Как только на мировом рынке появились признаки «оживления», свободные американские и европейские капиталы стремительно ринулись из банковских подвалов на простор биржевой спекуляции. Покупайте бумаги, – пахнет барышом! Производство еще почти не расширялось; в некоторых отраслях – как хлопчато-бумажной – американские и английские синдикаты даже сочли своевременным сократить число рабочих часов, – а денежный капитал, почти не пытаясь создавать новые предприятия, стал гнать в гору акции старых предприятий. Все биржевые ценности поднялись. Но шансы нового займа сразу упали, потому что свободное золото разошлось по рукам, растаяло и в течение нескольких осенних недель текущего года страшно поднялось в цене: в начале октября английский банк повысил учетный процент с 2 1/2 до 5 %, т.-е. ровно вдвое. Появилась опасность чисто денежного кризиса, которая и сейчас еще связывает крылья новому промышленному подъему.
Попечение о новом займе в несколько миллиардов или хотя бы несколько сот миллионов рублей – на «полное возрождение страны» – Коковцеву придется отложить: благоприятный момент он промигал. Покрыть бы очередной дефицит в 84 миллиона – и то хорошо! – Но и надежды на приток капиталов к промышленности тоже затуманиваются и во всяком случае отодвигаются в будущее. В деньгах на европейском рынке недостача, учетный процент хотя и понизился снова за последние недели, но все еще высок (в Лондоне почти 4 %). Значит, у английского финансового капитала – а на него главная надежда – нет больших побудительных причин искать счастья в России, где политические отношения так смутны и неустойчивы, несмотря на кадетские уверения в том, что русская конституция, слава богу, жива и здорова. Английские капиталисты и инженеры ездят по России, обнюхивают Урал, прицениваются к Кавказу, делают анализы, отмеривают, взвешивают, разговаривают с русскими депутатами и министрами, но сюртуки их при этом остаются пока что довольно плотно застегнутыми.
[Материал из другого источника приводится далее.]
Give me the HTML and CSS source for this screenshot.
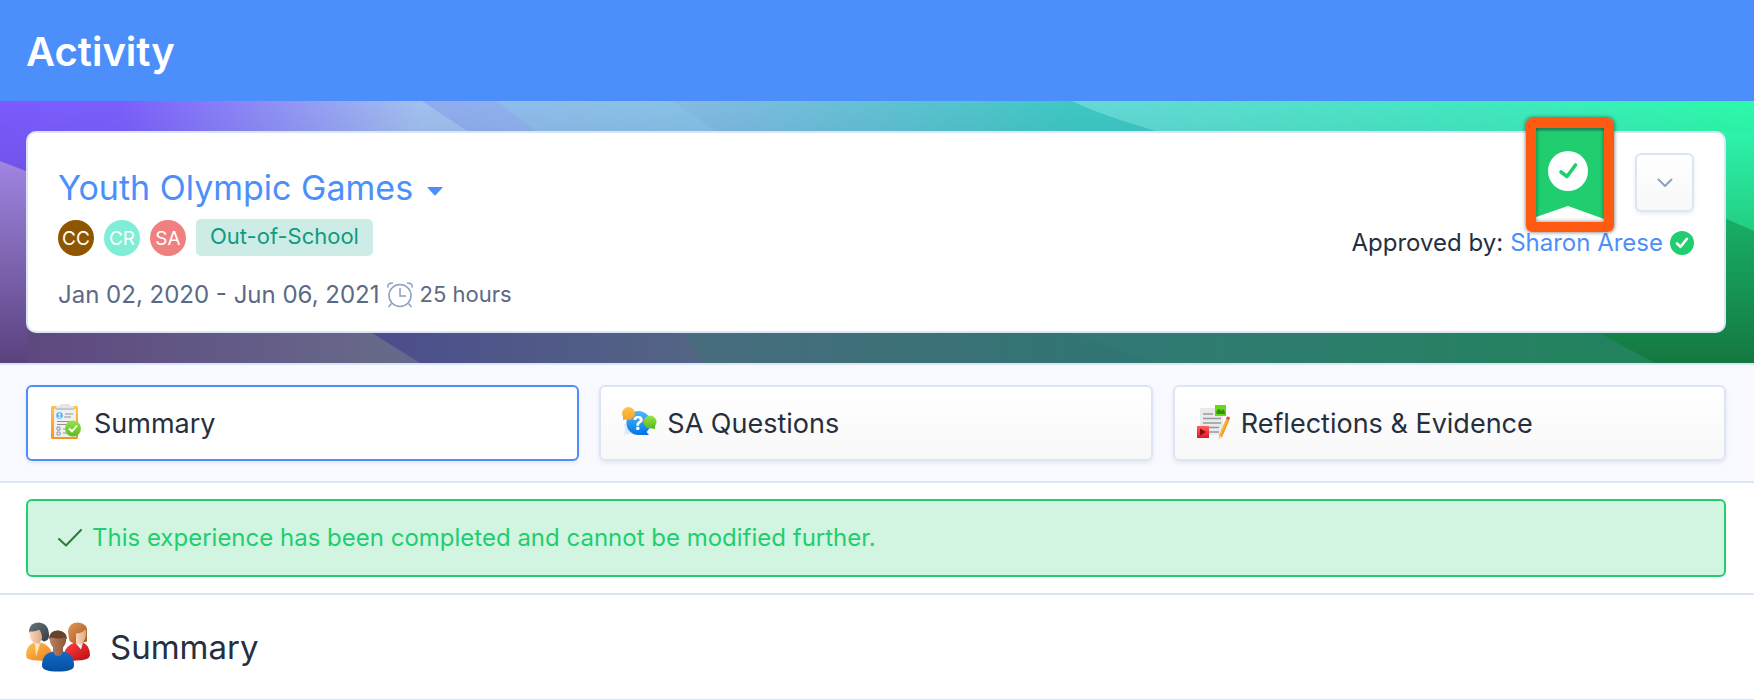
FILE: index.html
```html
<!DOCTYPE html>
<html lang="en">
<head>
<meta charset="utf-8">
<title>Activity</title>
<link rel="stylesheet" href="styles.css">
</head>
<body>
<header class="topbar"><h1 class="topbar-title">Activity</h1></header>

<section class="hero">
  <svg class="hero-art" viewBox="0 0 1754 262" preserveAspectRatio="none" aria-hidden="true">
    <defs>
      <linearGradient id="base" gradientUnits="userSpaceOnUse" x1="0" y1="0" x2="1754" y2="0">
        <stop offset="0" stop-color="#7b5bff"/><stop offset=".07" stop-color="#7b5ffc"/><stop offset=".24" stop-color="#a2c0f0"/><stop offset=".5" stop-color="#7cc6da"/><stop offset=".62" stop-color="#38c4be"/><stop offset="1" stop-color="#2cfcaa"/>
      </linearGradient>
      <linearGradient id="mid" gradientUnits="userSpaceOnUse" x1="420" y1="0" x2="1180" y2="0">
        <stop offset="0" stop-color="#90acee"/><stop offset=".11" stop-color="#90b0ee"/><stop offset=".3" stop-color="#8cb8e8"/><stop offset=".86" stop-color="#3ec8c4"/><stop offset="1" stop-color="#3ec8c4"/>
      </linearGradient>
      <linearGradient id="aqua" gradientUnits="userSpaceOnUse" x1="500" y1="0" x2="1100" y2="0">
        <stop offset="0" stop-color="#8fbfec"/><stop offset=".5" stop-color="#82c6e4"/><stop offset="1" stop-color="#3ac4c0"/>
      </linearGradient>
      <linearGradient id="mint" gradientUnits="userSpaceOnUse" x1="1073" y1="0" x2="1754" y2="0">
        <stop offset="0" stop-color="#66d8d8"/><stop offset=".6" stop-color="#42e8c0"/><stop offset="1" stop-color="#2cfaaa"/>
      </linearGradient>
      <linearGradient id="left" x1="0" y1="0" x2="0" y2="1">
        <stop offset="0" stop-color="#a085e2"/><stop offset="1" stop-color="#5a427e"/>
      </linearGradient>
      <linearGradient id="floor" gradientUnits="userSpaceOnUse" x1="0" y1="0" x2="1754" y2="0">
        <stop offset="0" stop-color="#5d457f"/><stop offset=".22" stop-color="#67698a"/><stop offset=".4" stop-color="#486c7e"/><stop offset=".65" stop-color="#2f7672"/><stop offset="1" stop-color="#17854a"/>
      </linearGradient>
      <linearGradient id="slate" gradientUnits="userSpaceOnUse" x1="372" y1="0" x2="690" y2="0">
        <stop offset="0" stop-color="#4c4d8c"/><stop offset="1" stop-color="#536484"/>
      </linearGradient>
      <linearGradient id="edge" x1="0" y1="0" x2="0" y2="1">
        <stop offset="0" stop-color="#2ef2ac"/><stop offset=".45" stop-color="#22cc80"/><stop offset="1" stop-color="#188a50"/>
      </linearGradient>
      <linearGradient id="edge2" x1="0" y1="0" x2="0" y2="1">
        <stop offset="0" stop-color="#18b46a"/><stop offset="1" stop-color="#147840"/>
      </linearGradient>
      <linearGradient id="shade" x1="0" y1="0" x2="0" y2="1">
        <stop offset="0" stop-color="#000" stop-opacity="0"/><stop offset="1" stop-color="#000" stop-opacity=".14"/>
      </linearGradient>
    </defs>
    <path fill="url(#base)" d="M0 0H1754V262H0z"/>
    <path fill="url(#mid)" d="M422 0H1200V40H482z"/>
    <path fill="url(#aqua)" d="M496 0H672L730 40H550z" opacity=".8"/>
    <path fill="url(#mint)" d="M1072 0H1754V130H1380C1270 50 1130 30 1072 0z"/>
    <path fill="url(#shade)" d="M0 0H1754V110H0z"/>
    <path fill="url(#left)" d="M0 60L150 118V262H0z"/>
    <path fill="url(#floor)" d="M28 222H1754V262H28z"/>
    <path fill="url(#slate)" d="M356 222H676L703 262H420z"/>
    <path fill="#38867c" opacity=".25" d="M1045 222H1600L1660 262H1155z"/>
    <path fill="url(#edge)" d="M1720 30H1754V262H1660L1598 228H1720z"/>
    <path fill="url(#edge2)" d="M1690 102L1754 130V262H1655L1580 222H1690z"/>
  </svg>

  <article class="card">
    <div class="card-main">
      <button class="title-button" type="button">Youth Olympic Games
        <svg class="caret" viewBox="0 0 16 9" aria-hidden="true"><path fill="currentColor" d="M1 0h14q1 0 .4.8L8.8 8q-.8.8-1.6 0L.6.8Q0 0 1 0z"/></svg>
      </button>
      <div class="tags">
        <span class="avatar avatar-brown">CC</span>
        <span class="avatar avatar-mint">CR</span>
        <span class="avatar avatar-coral">SA</span>
        <span class="tag">Out-of-School</span>
      </div>
      <div class="dates">
        <span>Jan 02, 2020 - Jun 06, 2021</span>
        <svg class="clock" viewBox="0 0 26 26" fill="none" stroke="#8ba0c2" stroke-width="1.5" aria-hidden="true"><circle cx="13" cy="13.500" r="11"/><path d="M13 6v8h6M4.500 21.500l-3 3.500M21.500 21.500l3 3.500M1 5.500Q0 1 6 1M25 5.500q1-4.500-5-4.500"/></svg>
        <span class="hours">25 hours</span>
      </div>
    </div>
    <div class="card-side">
      <button class="more" type="button" aria-label="More actions">
        <svg class="chevron" viewBox="0 0 16 10" fill="none" stroke="#8ba0c2" stroke-width="2" stroke-linecap="round" stroke-linejoin="round" aria-hidden="true"><path d="M1.500 1.500L8 8l6.500-6.500"/></svg>
      </button>
      <p class="approved">Approved by: <a class="approver" href="#">Sharon Arese</a>
        <svg class="verified" viewBox="0 0 24 24" aria-hidden="true"><circle cx="12" cy="12" r="12" fill="#20ce6f"/><path d="M7 12.500l3.500 3.300 6.500-8" fill="none" stroke="#fff" stroke-width="2.600" stroke-linecap="round" stroke-linejoin="round"/></svg>
      </p>
    </div>
    <div class="ribbon">
      <svg class="ribbon-art" viewBox="0 0 68 94" preserveAspectRatio="none" aria-hidden="true">
        <path fill="#fff" d="M0 3h68v91H0z"/><path fill="#20ce6f" d="M0 0H68V91L32 78 0 89z"/><path fill="#22a86c" d="M0 0h68v3H0z"/>
        <circle cx="32" cy="43" r="20" fill="#fff"/><path d="M25 44l6 4.500L39.500 37" fill="none" stroke="#20ce6f" stroke-width="3.600" stroke-linecap="round" stroke-linejoin="round"/>
      </svg>
    </div>
  </article>
</section>

<nav class="tabs">
  <button class="tab tab-active" type="button">
    <svg class="tab-icon" viewBox="0 0 36 36" aria-hidden="true">
      <defs><linearGradient id="board" x1="0" y1="0" x2="0" y2="1"><stop offset="0" stop-color="#ffc34e"/><stop offset="1" stop-color="#f7941e"/></linearGradient><linearGradient id="ok" x1="0" y1="0" x2="0" y2="1"><stop offset="0" stop-color="#9be04a"/><stop offset="1" stop-color="#58bd22"/></linearGradient></defs>
      <rect x="3" y="2" width="27" height="33" rx="1.500" fill="url(#board)"/><path fill="#eef0f2" d="M6 5h22v28H6z"/><path fill="#c5c9cc" d="M8 6V3q0-1 2-1h2l1-2h8l1 2h2q2 0 2 1v3z"/><path fill="#e4e6e8" d="M8 4V3q0-1 2-1h2l1-2h8l1 2h2q2 0 2 1v1z"/>
      <circle cx="11.500" cy="11.500" r="3.200" fill="#48aef0"/><circle cx="11.500" cy="10.500" r="1.200" fill="#fff"/><path fill="#fff" d="M9.500 13.700q2-3 4 0z"/>
      <path stroke="#909599" stroke-width="1.200" d="M17 10h8M16 13h7M9 17.500h17M9 20.500h13M15 25h5M15 29h5"/><path fill="none" stroke="#909599" d="M9 23h3v3H9zM9 28h3v3H9z"/>
      <circle cx="25" cy="24.500" r="8" fill="url(#ok)"/><path d="M21 24.500l3 2.800 5-5.800" fill="none" stroke="#fff" stroke-width="1.900"/>
    </svg>
    <span class="tab-label">Summary</span>
  </button>
  <button class="tab" type="button">
    <svg class="tab-icon" viewBox="0 0 36 36" aria-hidden="true">
      <defs><linearGradient id="ask" x1="0" y1="0" x2="0" y2="1"><stop offset="0" stop-color="#4db9ff"/><stop offset="1" stop-color="#0673e4"/></linearGradient><linearGradient id="amber" x1="0" y1="0" x2="0" y2="1"><stop offset="0" stop-color="#ffc44a"/><stop offset="1" stop-color="#f7a02c"/></linearGradient></defs>
      <path fill="#dbe9fc" d="M3 20l10-4 9 14H7l-4 1 1-5z"/><circle cx="17.500" cy="19" r="12" fill="url(#ask)"/><path fill="#0673e4" d="M24 26l4 5h-9z"/>
      <circle cx="7.500" cy="9.500" r="6.500" fill="url(#amber)"/><path fill="#f7a02c" d="M2 12v4l5-1z"/><circle cx="29" cy="18" r="6.500" fill="url(#ok)"/><path fill="#58bd22" d="M34 20v5l-5-1z"/>
      <text class="question" x="17" y="26" text-anchor="middle">?</text>
    </svg>
    <span class="tab-label">SA Questions</span>
  </button>
  <button class="tab" type="button">
    <svg class="tab-icon" viewBox="0 0 36 36" aria-hidden="true">
      <defs><linearGradient id="play" x1="0" y1="0" x2="0" y2="1"><stop offset="0" stop-color="#ff6161"/><stop offset="1" stop-color="#e01822"/></linearGradient></defs>
      <path fill="#e9eaec" d="M5 4h23v27H5z"/><path stroke="#96999c" stroke-width="1.300" d="M8 10h10M8 14.500h18M8 19h18M8 23.500h16M13 28h11"/>
      <path fill="#68d919" d="M20 1h11v11H20z"/><path fill="#388e0d" d="M21.500 10V7L24 4.500 26 7l2-2 2 3v2z"/><path fill="url(#play)" d="M2 22h12v12H2z"/><path fill="#8c0a10" d="M5 24.500l6 3.500-6 3.500z"/>
      <path fill="#f9b233" d="M31 15l3 1.300L27 33l-3.200-1.300z"/><path fill="#e8942a" d="M33 16l1 .4L27 33l-1-.4z"/><path fill="#f3d1a2" d="M23.800 31.700L27 33l-3.500 3z"/><path fill="#ed4350" d="M31 15l.8-2q1-.8 2.500 0 .8.500.5 1.500L34 16.300z"/>
    </svg>
    <span class="tab-label">Reflections &amp; Evidence</span>
  </button>
</nav>

<div class="notice-wrap">
  <p class="notice" role="status">
    <svg class="notice-icon" viewBox="0 0 24 18" fill="none" stroke="#2e7a38" stroke-width="2" stroke-linecap="round" stroke-linejoin="round" aria-hidden="true"><path d="M1 10l7 6.500L23 1"/></svg>
    This experience has been completed and cannot be modified further.
  </p>
</div>

<section class="summary">
  <svg class="people" viewBox="0 0 64 49" aria-hidden="true">
    <defs>
      <linearGradient id="orange" x1="0" y1="0" x2="1" y2="1"><stop offset="0" stop-color="#ffc252"/><stop offset="1" stop-color="#ee7e1e"/></linearGradient>
      <linearGradient id="red" x1="0" y1="0" x2="1" y2="1"><stop offset="0" stop-color="#f44"/><stop offset="1" stop-color="#b80c10"/></linearGradient>
      <linearGradient id="blue" x1="0" y1="0" x2="0" y2="1"><stop offset="0" stop-color="#1269c4"/><stop offset="1" stop-color="#0450a2"/></linearGradient>
      <linearGradient id="dark" x1="0" y1="0" x2="1" y2="1"><stop offset="0" stop-color="#68737c"/><stop offset="1" stop-color="#343e46"/></linearGradient>
      <linearGradient id="ginger" x1="0" y1="0" x2="1" y2="1"><stop offset="0" stop-color="#e39a58"/><stop offset="1" stop-color="#a8521a"/></linearGradient>
      <linearGradient id="face" x1="0" y1="0" x2="1" y2="0"><stop offset="0" stop-color="#f8d6bd"/><stop offset="1" stop-color="#dfa985"/></linearGradient>
      <linearGradient id="brown" x1="0" y1="0" x2="1" y2="0"><stop offset="0" stop-color="#b98260"/><stop offset="1" stop-color="#8c5839"/></linearGradient>
    </defs>
    <path fill="url(#dark)" d="M3 8Q4 0 13 0q10 1 10 13 0 5-5 6L4 11z"/>
    <path fill="url(#face)" d="M4 9q6 0 9-2 3 3 3 9l-2 4v5l-5 2V21q-4-2-5-7z"/>
    <path fill="url(#orange)" d="M0 33q0-10 8-13l2 5 5-5q9 3 11 11v5q-6 3-14 2-12 0-12-5z"/><path fill="#ffe7b4" d="M9 21l1 13 4-13z"/>
    <path fill="url(#ginger)" d="M42 9q1-9 10-9 10 1 9 10v9l-9 2q-9 0-9-5z"/>
    <path fill="url(#face)" d="M50 11q6 0 9-4 1 0 1 5-1 7-4 8l-1 4-5-2v-5z"/>
    <path fill="url(#red)" d="M38 31q2-8 11-11l6 6 2-6q7 3 7 13-1 5-14 5-6 1-12-2z"/><path fill="#eef0f4" d="M50 21l5 6 1-5z"/>
    <path fill="url(#brown)" d="M24 15q1-6 8-7 8 1 8 7 1 5-3 10v6l-5 5-5-5v-6q-4-5-3-10z"/><path fill="#68432c" d="M23 17q0-9 9-9 9 1 9 9l-2-2q-7 2-14 0z"/>
    <path fill="#fff" d="M27 30l5 5 5-5v6H27z"/><path fill="url(#blue)" d="M16 43q0-12 11-14 5 9 10 0 11 2 11 14 0 6-16 6-16 0-16-6z"/>
  </svg>
  <h2 class="summary-title">Summary</h2>
</section>
</body>
</html>
```

FILE: styles.css
```css
* { box-sizing: border-box; }
body {
  margin: 0;
  background: #fff;
  color: #252f40;
  font-family: Inter, "Liberation Sans", sans-serif;
  font-size: 24px;
}
button { font: inherit; color: inherit; cursor: pointer; }
h1, h2, p { margin: 0; }

.topbar {
  display: flex;
  align-items: center;
  padding: 26px 26px 23px;
  background: #4c8ffb;
}
.topbar-title { color: #fff; font-size: 40px; line-height: 52px; font-weight: 600; }

.hero {
  position: relative;
  padding: 30px 28px 30px 26px;
  border-bottom: 2px solid #dae6f6;
}
.hero-art { position: absolute; inset: 0; width: 100%; height: 100%; }

.card {
  position: relative;
  display: flex;
  justify-content: space-between;
  padding: 20px 30px;
  background: #fff;
  border: 2px solid #dae6f6;
  border-radius: 10px;
}
.card-main { display: flex; flex-direction: column; align-items: flex-start; padding-top: 10px; }
.title-button {
  display: flex;
  align-items: center;
  gap: 14px;
  padding: 0;
  border: 0;
  background: none;
  color: #4c8ffb;
  font-size: 34px;
  line-height: 50px;
}
.caret { width: 16px; height: 9px; margin-top: 6px; }
.tags { display: flex; align-items: center; gap: 10px; margin-top: 6px; }
.avatar {
  width: 36px;
  height: 36px;
  border-radius: 50%;
  color: #fff;
  font-size: 19px;
  line-height: 38px;
  text-align: center;
}
.avatar-brown { background: #8f5600; }
.avatar-mint { background: #80eed6; }
.avatar-coral { background: #f08080; }
.tag {
  padding: 0 14px 3px;
  border-radius: 5px;
  background: #cdece6;
  color: #109a80;
  font-size: 22px;
  line-height: 34px;
}
.dates { display: flex; align-items: center; gap: 7px; margin-top: 22px; color: #5a6a85; line-height: 33px; }
.clock { width: 26px; height: 26px; }
.hours { font-size: 22px; }

.card-side { display: flex; flex-direction: column; align-items: flex-end; gap: 14px; }
.more {
  display: grid;
  place-items: center;
  width: 59px;
  height: 59px;
  padding: 0;
  border: 2px solid #dae6f6;
  border-radius: 6px;
  background: linear-gradient(#fff, #f8f8f8);
  box-shadow: 0 2px 4px rgba(0, 0, 0, .08);
}
.chevron { width: 16px; height: 10px; }
.approved { display: flex; align-items: center; gap: 7px; line-height: 34px; }
.approver { color: #4c8ffb; text-decoration: none; }
.verified { width: 24px; height: 24px; }

/* Highlighted approval ribbon hanging over the card's top edge */
.ribbon {
  position: absolute;
  top: -15px;
  right: 110px;
  width: 88px;
  height: 114px;
  border: 10px solid #ff5a12;
  border-radius: 6px;
  box-shadow: 0 0 4px rgba(0, 0, 0, .6);
}
.ribbon::after {
  content: "";
  position: absolute;
  inset: 0;
  box-shadow: inset 0 0 4px rgba(0, 0, 0, .5);
}
.ribbon-art { display: block; width: 100%; height: 100%; }

.tabs {
  display: grid;
  grid-template-columns: repeat(3, 1fr);
  gap: 20px;
  padding: 20px 28px 20px 26px;
  background: #f9faff;
  border-bottom: 2px solid #dae6f6;
}
.tab {
  display: flex;
  align-items: center;
  gap: 10px;
  padding: 16px 20px 18px;
  border: 2px solid #dae6f6;
  border-radius: 6px;
  background: linear-gradient(#fff, #f8f8f8);
  box-shadow: 0 2px 4px rgba(0, 0, 0, .08);
  font-size: 27px;
  line-height: 34px;
  text-align: left;
}
.tab-active { border-color: #4c8ffb; background: #fff; }
.tab-label { padding-top: 4px; }
.tab-icon { width: 36px; height: 36px; }
.question { fill: #fff; font-size: 19px; font-weight: 700; }

.notice-wrap { padding: 16px 28px 16px 26px; border-bottom: 2px solid #dae6f6; }
.notice {
  display: flex;
  align-items: center;
  gap: 10px;
  padding: 20px 30px;
  border: 2px solid #20ce6f;
  border-radius: 6px;
  background: #d2f5e2;
  color: #20ce6f;
  line-height: 34px;
}
.notice-icon { width: 24px; height: 18px; }

.summary {
  display: flex;
  align-items: center;
  gap: 20px;
  padding: 27px 26px;
  border-bottom: 1px solid #dae6f6;
}
.people { width: 64px; height: 50px; }
.summary-title { font-size: 33px; line-height: 50px; font-weight: 400; }
```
А как же дальше? Быть ли промышленному оживлению в России или не быть? И окажется ли оно глубоким и длительным – или поверхностным и скоропреходящим?
Это опять-таки зависит от дальнейшего развития отношений на мировом рынке. Как скоро деньги отхлынут от спекуляции с биржевыми бумагами и направятся на создание новых промышленных предприятий и расширение производства старых, трудно предсказать. Но это во всяком случае вопрос месяцев. Биржевая игра на повышение не может долго длиться – без самого повышения, т.-е. без действительного расширения производства. Иначе она неизбежно оборвется крахом и только углубит торгово-промышленный кризис.
Банки ожидают, что к весне и даже ранее, к началу нового 1910 года, на денежном рынке наступит улучшение, даже финансовое «обилие», и промышленный подъем сможет развернуться без препятствий. Если это предвидение подтвердится, тогда наступит черед и для России. Английский, французский и не в последнем счете бельгийский капитал (этот последний извлек за прошлый год из России на вложенный им миллиард франков – 45 миллионов франков прибавочной ценности) нахлынут на русские горы и долы и откроют новую эру промышленного подъема.
IV. Для кого опасен подъем?
Впрямь ли мы боимся торгово-промышленного подъема, как утверждают будочники официозной прессы? Нимало. Если бы промышленный подъем мог расколоть пролетариат, создав среди него «крепких» и «слабых», как закон 9 ноября в крестьянстве, тогда так, – социал-демократии было бы чего бояться. Но ведь этого не достигнуть никакому подъему. Наоборот. Оживление промышленности сплотит рабочих и проведет их через великую школу экономической борьбы. Только на почве промышленного расцвета мыслим расцвет профессиональных союзов. Кризис последних двух лет не только не революционизировал рабочих, наоборот, разъединил их и убил в них веру в себя и в свои силы. А в противность этому промышленный подъем снова покажет рабочим, что вся машина современного хозяйства и государства зависит от них, как от производительного класса. Во время подъема – особенно в первый его период, когда рынок кажется способным расширяться без конца, – капитал дорожит каждой частицей рабочей силы и даже готов, ради непрерывности производства и эксплуатации, отстаивать против государства большую свободу для профессиональных союзов. Во внимание к интересам капитала, а еще более под натиском самих профессиональных союзов, которые будут расти со стихийной силой, полицейская практика государства не сможет не смягчиться. Разумеется, только по отношению к экономическим организациям. Но где та священная черта, которая экономику отделяет от политики? Никакой Курлов не укажет ее. Задача социал-демократии будет состоять в том, чтобы в каждую открывающуюся щель поглубже вгонять клином свою организацию. Опираясь на большую свободу профессиональных союзов – отвоевывать больше простора для политической партии.